BEGIN
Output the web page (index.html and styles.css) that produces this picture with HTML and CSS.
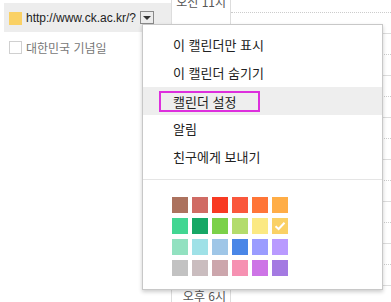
FILE: index.html
```html
<!DOCTYPE html>
<html lang="ko">
<head>
    <meta charset="UTF-8">
    <title>캘린더</title>
    <link rel="stylesheet" href="styles.css">
</head>
<body>
    <div class="page">
        <aside class="sidebar">
            <div class="cal-row selected">
                <span class="swatch"></span>
                <span class="cal-name">http://www.ck.ac.kr/?</span>
                <span class="drop-btn"><span class="arrow"></span></span>
            </div>
            <div class="cal-row">
                <span class="checkbox"></span>
                <span class="cal-name muted">대한민국 기념일</span>
            </div>
        </aside>

        <section class="calendar">
            <div class="hours">
                <div class="time-col">
                    <div class="time-label">오전 11시</div>
                    <!-- 메뉴에 가려진 시간 -->
                    <div class="time-label"></div>
                    <div class="time-label"></div>
                    <div class="time-label"></div>
                    <div class="time-label"></div>
                    <div class="time-label"></div>
                    <div class="time-label"></div>
                    <div class="time-label">오후 6시</div>
                </div>
                <div class="grid-col">
                    <div class="hour-row"><div class="half"></div></div>
                    <div class="hour-row"><div class="half"></div></div>
                    <div class="hour-row"><div class="half"></div></div>
                    <div class="hour-row"><div class="half"></div></div>
                    <div class="hour-row"><div class="half"></div></div>
                    <div class="hour-row"><div class="half"></div></div>
                    <div class="hour-row"><div class="half"></div></div>
                    <div class="hour-row"><div class="half"></div></div>
                </div>
            </div>
        </section>
    </div>

    <!-- 캘린더 옵션 메뉴 -->
    <div class="menu">
        <div class="menu-item">이 캘린더만 표시</div>
        <div class="menu-item">이 캘린더 숨기기</div>
        <div class="menu-item active"><span class="marked">캘린더 설정</span></div>
        <div class="menu-item">알림</div>
        <div class="menu-item">친구에게 보내기</div>
        <div class="menu-sep"></div>
        <div class="palette">
            <span class="chip" style="background:#ac725e"></span>
            <span class="chip" style="background:#d06b64"></span>
            <span class="chip" style="background:#f83a22"></span>
            <span class="chip" style="background:#fa573c"></span>
            <span class="chip" style="background:#ff7537"></span>
            <span class="chip" style="background:#ffad46"></span>
            <span class="chip" style="background:#42d692"></span>
            <span class="chip" style="background:#16a765"></span>
            <span class="chip" style="background:#7bd148"></span>
            <span class="chip" style="background:#b3dc6c"></span>
            <span class="chip" style="background:#fbe983"></span>
            <span class="chip" style="background:#fad165">
                <svg width="16" height="16" viewBox="0 0 16 16"><path d="M3.5 8.2 L6.6 11 L12.5 4.8" fill="none" stroke="#fff" stroke-width="2"/></svg>
            </span>
            <span class="chip" style="background:#92e1c0"></span>
            <span class="chip" style="background:#9fe1e7"></span>
            <span class="chip" style="background:#9fc6e7"></span>
            <span class="chip" style="background:#4986e7"></span>
            <span class="chip" style="background:#9a9cff"></span>
            <span class="chip" style="background:#b99aff"></span>
            <span class="chip" style="background:#c2c2c2"></span>
            <span class="chip" style="background:#cabdbf"></span>
            <span class="chip" style="background:#cca6ac"></span>
            <span class="chip" style="background:#f691b2"></span>
            <span class="chip" style="background:#cd74e6"></span>
            <span class="chip" style="background:#a47ae2"></span>
        </div>
    </div>
</body>
</html>
```

FILE: styles.css
```css
body {
    margin: 0;
    background: #fff;
    font-family: Arial, "Liberation Sans", "Noto Sans CJK KR", sans-serif;
    color: #222;
    width: 391px;
    height: 302px;
    overflow: hidden;
    position: relative;
}

.page {
    display: flex;
    height: 302px;
}

/* 왼쪽 캘린더 목록 */
.sidebar {
    width: 167px;
    padding: 3px 0 0 4px;
    flex-shrink: 0;
}

.cal-row {
    display: flex;
    align-items: center;
    height: 29px;
    padding-left: 5px;
    font-size: 12px;
}

.cal-row.selected {
    background: #ededed;
}

.cal-row + .cal-row {
    height: 30px;
}

.swatch {
    width: 13px;
    height: 13px;
    background: #fad165;
    margin-top: 2px;
}

.checkbox {
    width: 11px;
    height: 11px;
    border: 1px solid #d0d0d0;
    background: #fff;
}

.cal-name {
    margin-left: 4px;
    font-family: "Liberation Sans", Arial, "Noto Sans CJK KR", sans-serif;
}

.cal-name.muted {
    color: #777;
    font-family: "Noto Sans CJK KR", sans-serif;
}

.drop-btn {
    display: flex;
    align-items: center;
    justify-content: center;
    width: 12px;
    height: 11px;
    margin-left: 4px;
    border: 1px solid #8a8a8a;
    background: #ececec;
}

.arrow {
    width: 0;
    height: 0;
    border-left: 4px solid transparent;
    border-right: 4px solid transparent;
    border-top: 4px solid #333;
}

/* 시간 그리드 */
.calendar {
    flex: 1;
    overflow: hidden;
    border-left: 1px solid #ddd;
}

.hours {
    display: flex;
    margin-top: -9px;
}

.time-col {
    width: 58px;
    border-right: 1px solid #ddd;
}

.time-label {
    height: 42px;
    box-sizing: border-box;
    padding: 3px 4px 0 0;
    text-align: right;
    font-family: "Noto Sans CJK KR", sans-serif;
    font-size: 12px;
    line-height: 16px;
    color: #555;
}

.grid-col {
    flex: 1;
}

.hour-row {
    height: 41px;
    border-top: 1px solid #ddd;
}

.half {
    height: 20px;
    border-bottom: 1px dotted #ccc;
}

/* 옵션 메뉴 */
.menu {
    position: absolute;
    left: 142px;
    top: 24px;
    width: 239px;
    padding: 6px 0 13px;
    background: #fff;
    border: 1px solid #c8c8c8;
    box-shadow: 0 2px 4px rgba(0, 0, 0, 0.2);
    font-family: "Noto Sans CJK KR", sans-serif;
    font-size: 13px;
}

.menu-item {
    height: 28px;
    line-height: 28px;
    padding-left: 30px;
    color: #222;
}

.menu-item.active {
    background: #eee;
    padding-left: 16px;
    display: flex;
    align-items: center;
}

.marked {
    box-sizing: border-box;
    width: 101px;
    height: 21px;
    line-height: 17px;
    padding-left: 12px;
    border: 2px solid #dd2fdd;
}

.menu-sep {
    height: 1px;
    background: #e5e5e5;
    margin: 8px 0 17px;
}

.palette {
    display: grid;
    grid-template-columns: repeat(6, 16px);
    column-gap: 4px;
    row-gap: 5px;
    margin-left: 29px;
}

.chip {
    width: 16px;
    height: 16px;
    display: block;
}

.chip svg {
    display: block;
}
```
END
Go over the data above and copy every line that has the word "styles" in it.

§ **RESULT OF THE EXERCISE**:
Output the web page (index.html and styles.css) that produces this picture with HTML and CSS.
    <link rel="stylesheet" href="styles.css">
FILE: styles.css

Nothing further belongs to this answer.